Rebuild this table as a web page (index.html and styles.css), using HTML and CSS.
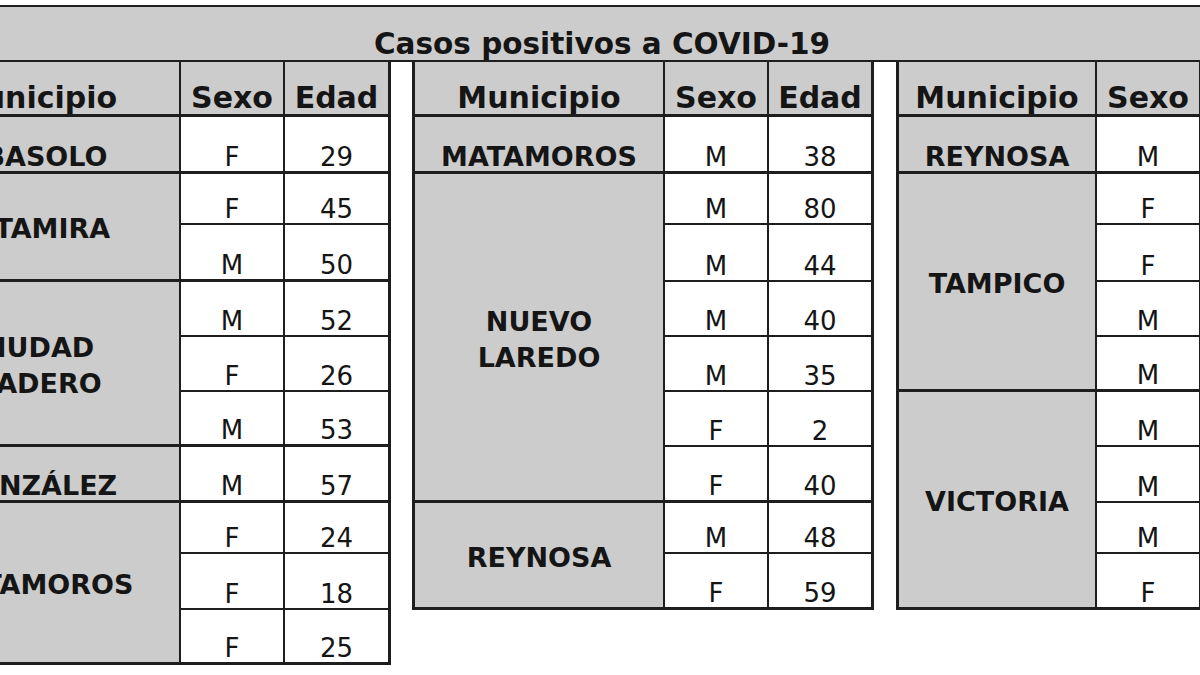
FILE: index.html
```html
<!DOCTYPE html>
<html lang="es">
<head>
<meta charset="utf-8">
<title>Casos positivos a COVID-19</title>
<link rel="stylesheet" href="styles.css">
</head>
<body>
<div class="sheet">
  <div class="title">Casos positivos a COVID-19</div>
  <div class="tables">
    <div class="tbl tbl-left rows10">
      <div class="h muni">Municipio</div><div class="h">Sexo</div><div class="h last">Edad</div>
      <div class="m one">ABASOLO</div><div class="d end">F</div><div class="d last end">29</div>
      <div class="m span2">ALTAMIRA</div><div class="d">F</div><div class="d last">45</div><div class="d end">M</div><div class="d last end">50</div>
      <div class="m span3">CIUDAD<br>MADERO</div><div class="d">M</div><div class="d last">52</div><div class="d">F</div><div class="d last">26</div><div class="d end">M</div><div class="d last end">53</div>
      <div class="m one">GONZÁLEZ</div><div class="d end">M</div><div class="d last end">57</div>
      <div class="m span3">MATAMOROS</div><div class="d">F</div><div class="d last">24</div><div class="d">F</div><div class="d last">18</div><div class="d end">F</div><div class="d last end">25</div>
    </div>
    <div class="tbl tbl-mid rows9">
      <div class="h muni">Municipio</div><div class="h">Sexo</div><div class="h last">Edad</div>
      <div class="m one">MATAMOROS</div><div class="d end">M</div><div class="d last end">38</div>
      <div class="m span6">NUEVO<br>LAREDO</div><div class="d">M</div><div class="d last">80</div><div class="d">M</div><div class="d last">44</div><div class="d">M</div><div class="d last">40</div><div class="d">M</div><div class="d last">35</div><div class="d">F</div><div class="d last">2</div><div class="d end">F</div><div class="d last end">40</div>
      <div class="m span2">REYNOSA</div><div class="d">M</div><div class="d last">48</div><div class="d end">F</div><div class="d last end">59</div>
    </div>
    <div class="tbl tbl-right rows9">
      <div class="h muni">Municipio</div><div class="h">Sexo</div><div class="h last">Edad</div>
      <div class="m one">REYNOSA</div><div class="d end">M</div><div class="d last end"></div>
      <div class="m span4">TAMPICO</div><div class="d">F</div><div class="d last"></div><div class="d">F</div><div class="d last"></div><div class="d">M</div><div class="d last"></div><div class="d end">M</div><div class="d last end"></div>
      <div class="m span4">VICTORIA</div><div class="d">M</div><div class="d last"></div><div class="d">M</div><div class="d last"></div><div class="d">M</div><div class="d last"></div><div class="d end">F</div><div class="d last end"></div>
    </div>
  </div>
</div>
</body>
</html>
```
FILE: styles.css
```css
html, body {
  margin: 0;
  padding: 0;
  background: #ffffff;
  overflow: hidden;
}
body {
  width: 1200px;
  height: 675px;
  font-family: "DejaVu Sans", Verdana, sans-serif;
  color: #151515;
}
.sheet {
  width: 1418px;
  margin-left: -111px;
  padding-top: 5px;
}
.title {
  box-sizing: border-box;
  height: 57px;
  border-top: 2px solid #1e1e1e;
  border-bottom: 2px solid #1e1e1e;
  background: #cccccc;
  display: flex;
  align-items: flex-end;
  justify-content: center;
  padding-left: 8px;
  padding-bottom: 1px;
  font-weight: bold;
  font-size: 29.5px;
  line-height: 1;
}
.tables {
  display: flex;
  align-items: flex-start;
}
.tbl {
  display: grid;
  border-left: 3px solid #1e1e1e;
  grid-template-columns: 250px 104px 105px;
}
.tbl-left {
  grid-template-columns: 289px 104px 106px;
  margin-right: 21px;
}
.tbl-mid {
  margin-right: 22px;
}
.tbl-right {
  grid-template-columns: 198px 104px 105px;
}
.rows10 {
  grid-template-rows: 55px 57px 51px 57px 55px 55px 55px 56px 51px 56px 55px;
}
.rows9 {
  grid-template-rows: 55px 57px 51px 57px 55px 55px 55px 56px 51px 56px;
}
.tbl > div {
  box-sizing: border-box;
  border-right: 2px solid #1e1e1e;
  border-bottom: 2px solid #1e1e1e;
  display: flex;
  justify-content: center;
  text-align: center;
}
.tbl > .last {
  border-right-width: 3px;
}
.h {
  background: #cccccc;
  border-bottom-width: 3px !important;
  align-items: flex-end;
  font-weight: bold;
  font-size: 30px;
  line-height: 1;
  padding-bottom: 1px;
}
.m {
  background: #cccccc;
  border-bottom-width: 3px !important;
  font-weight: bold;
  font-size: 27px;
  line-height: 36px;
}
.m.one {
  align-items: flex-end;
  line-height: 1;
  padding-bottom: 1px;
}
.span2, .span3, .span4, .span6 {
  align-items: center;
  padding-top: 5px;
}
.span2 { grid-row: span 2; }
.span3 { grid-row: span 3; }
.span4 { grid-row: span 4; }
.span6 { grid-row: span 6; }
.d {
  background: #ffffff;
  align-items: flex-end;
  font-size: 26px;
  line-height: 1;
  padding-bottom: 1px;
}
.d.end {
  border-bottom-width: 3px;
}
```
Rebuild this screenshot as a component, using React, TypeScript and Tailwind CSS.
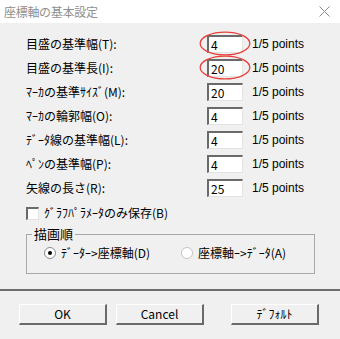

[Aim of the task]: Without the pictures, repeat all the records word for word.

[In response]:
Rebuild this table as a web page (index.html and styles.css), using HTML and CSS.
FILE: index.html
```html
<!DOCTYPE html>
<html lang="es">
<head>
<meta charset="utf-8">
<title>Casos positivos a COVID-19</title>
<link rel="stylesheet" href="styles.css">
</head>
<body>
<div class="sheet">
  <div class="title">Casos positivos a COVID-19</div>
  <div class="tables">
    <div class="tbl tbl-left rows10">
      <div class="h muni">Municipio</div><div class="h">Sexo</div><div class="h last">Edad</div>
      <div class="m one">ABASOLO</div><div class="d end">F</div><div class="d last end">29</div>
      <div class="m span2">ALTAMIRA</div><div class="d">F</div><div class="d last">45</div><div class="d end">M</div><div class="d last end">50</div>
      <div class="m span3">CIUDAD<br>MADERO</div><div class="d">M</div><div class="d last">52</div><div class="d">F</div><div class="d last">26</div><div class="d end">M</div><div class="d last end">53</div>
      <div class="m one">GONZÁLEZ</div><div class="d end">M</div><div class="d last end">57</div>
      <div class="m span3">MATAMOROS</div><div class="d">F</div><div class="d last">24</div><div class="d">F</div><div class="d last">18</div><div class="d end">F</div><div class="d last end">25</div>
    </div>
    <div class="tbl tbl-mid rows9">
      <div class="h muni">Municipio</div><div class="h">Sexo</div><div class="h last">Edad</div>
      <div class="m one">MATAMOROS</div><div class="d end">M</div><div class="d last end">38</div>
      <div class="m span6">NUEVO<br>LAREDO</div><div class="d">M</div><div class="d last">80</div><div class="d">M</div><div class="d last">44</div><div class="d">M</div><div class="d last">40</div><div class="d">M</div><div class="d last">35</div><div class="d">F</div><div class="d last">2</div><div class="d end">F</div><div class="d last end">40</div>
      <div class="m span2">REYNOSA</div><div class="d">M</div><div class="d last">48</div><div class="d end">F</div><div class="d last end">59</div>
    </div>
    <div class="tbl tbl-right rows9">
      <div class="h muni">Municipio</div><div class="h">Sexo</div><div class="h last">Edad</div>
      <div class="m one">REYNOSA</div><div class="d end">M</div><div class="d last end"></div>
      <div class="m span4">TAMPICO</div><div class="d">F</div><div class="d last"></div><div class="d">F</div><div class="d last"></div><div class="d">M</div><div class="d last"></div><div class="d end">M</div><div class="d last end"></div>
      <div class="m span4">VICTORIA</div><div class="d">M</div><div class="d last"></div><div class="d">M</div><div class="d last"></div><div class="d">M</div><div class="d last"></div><div class="d end">F</div><div class="d last end"></div>
    </div>
  </div>
</div>
</body>
</html>
```
FILE: styles.css
```css
html, body {
  margin: 0;
  padding: 0;
  background: #ffffff;
  overflow: hidden;
}
body {
  width: 1200px;
  height: 675px;
  font-family: "DejaVu Sans", Verdana, sans-serif;
  color: #151515;
}
.sheet {
  width: 1418px;
  margin-left: -111px;
  padding-top: 5px;
}
.title {
  box-sizing: border-box;
  height: 57px;
  border-top: 2px solid #1e1e1e;
  border-bottom: 2px solid #1e1e1e;
  background: #cccccc;
  display: flex;
  align-items: flex-end;
  justify-content: center;
  padding-left: 8px;
  padding-bottom: 1px;
  font-weight: bold;
  font-size: 29.5px;
  line-height: 1;
}
.tables {
  display: flex;
  align-items: flex-start;
}
.tbl {
  display: grid;
  border-left: 3px solid #1e1e1e;
  grid-template-columns: 250px 104px 105px;
}
.tbl-left {
  grid-template-columns: 289px 104px 106px;
  margin-right: 21px;
}
.tbl-mid {
  margin-right: 22px;
}
.tbl-right {
  grid-template-columns: 198px 104px 105px;
}
.rows10 {
  grid-template-rows: 55px 57px 51px 57px 55px 55px 55px 56px 51px 56px 55px;
}
.rows9 {
  grid-template-rows: 55px 57px 51px 57px 55px 55px 55px 56px 51px 56px;
}
.tbl > div {
  box-sizing: border-box;
  border-right: 2px solid #1e1e1e;
  border-bottom: 2px solid #1e1e1e;
  display: flex;
  justify-content: center;
  text-align: center;
}
.tbl > .last {
  border-right-width: 3px;
}
.h {
  background: #cccccc;
  border-bottom-width: 3px !important;
  align-items: flex-end;
  font-weight: bold;
  font-size: 30px;
  line-height: 1;
  padding-bottom: 1px;
}
.m {
  background: #cccccc;
  border-bottom-width: 3px !important;
  font-weight: bold;
  font-size: 27px;
  line-height: 36px;
}
.m.one {
  align-items: flex-end;
  line-height: 1;
  padding-bottom: 1px;
}
.span2, .span3, .span4, .span6 {
  align-items: center;
  padding-top: 5px;
}
.span2 { grid-row: span 2; }
.span3 { grid-row: span 3; }
.span4 { grid-row: span 4; }
.span6 { grid-row: span 6; }
.d {
  background: #ffffff;
  align-items: flex-end;
  font-size: 26px;
  line-height: 1;
  padding-bottom: 1px;
}
.d.end {
  border-bottom-width: 3px;
}
```
Rebuild this screenshot as a component, using React, TypeScript and Tailwind CSS.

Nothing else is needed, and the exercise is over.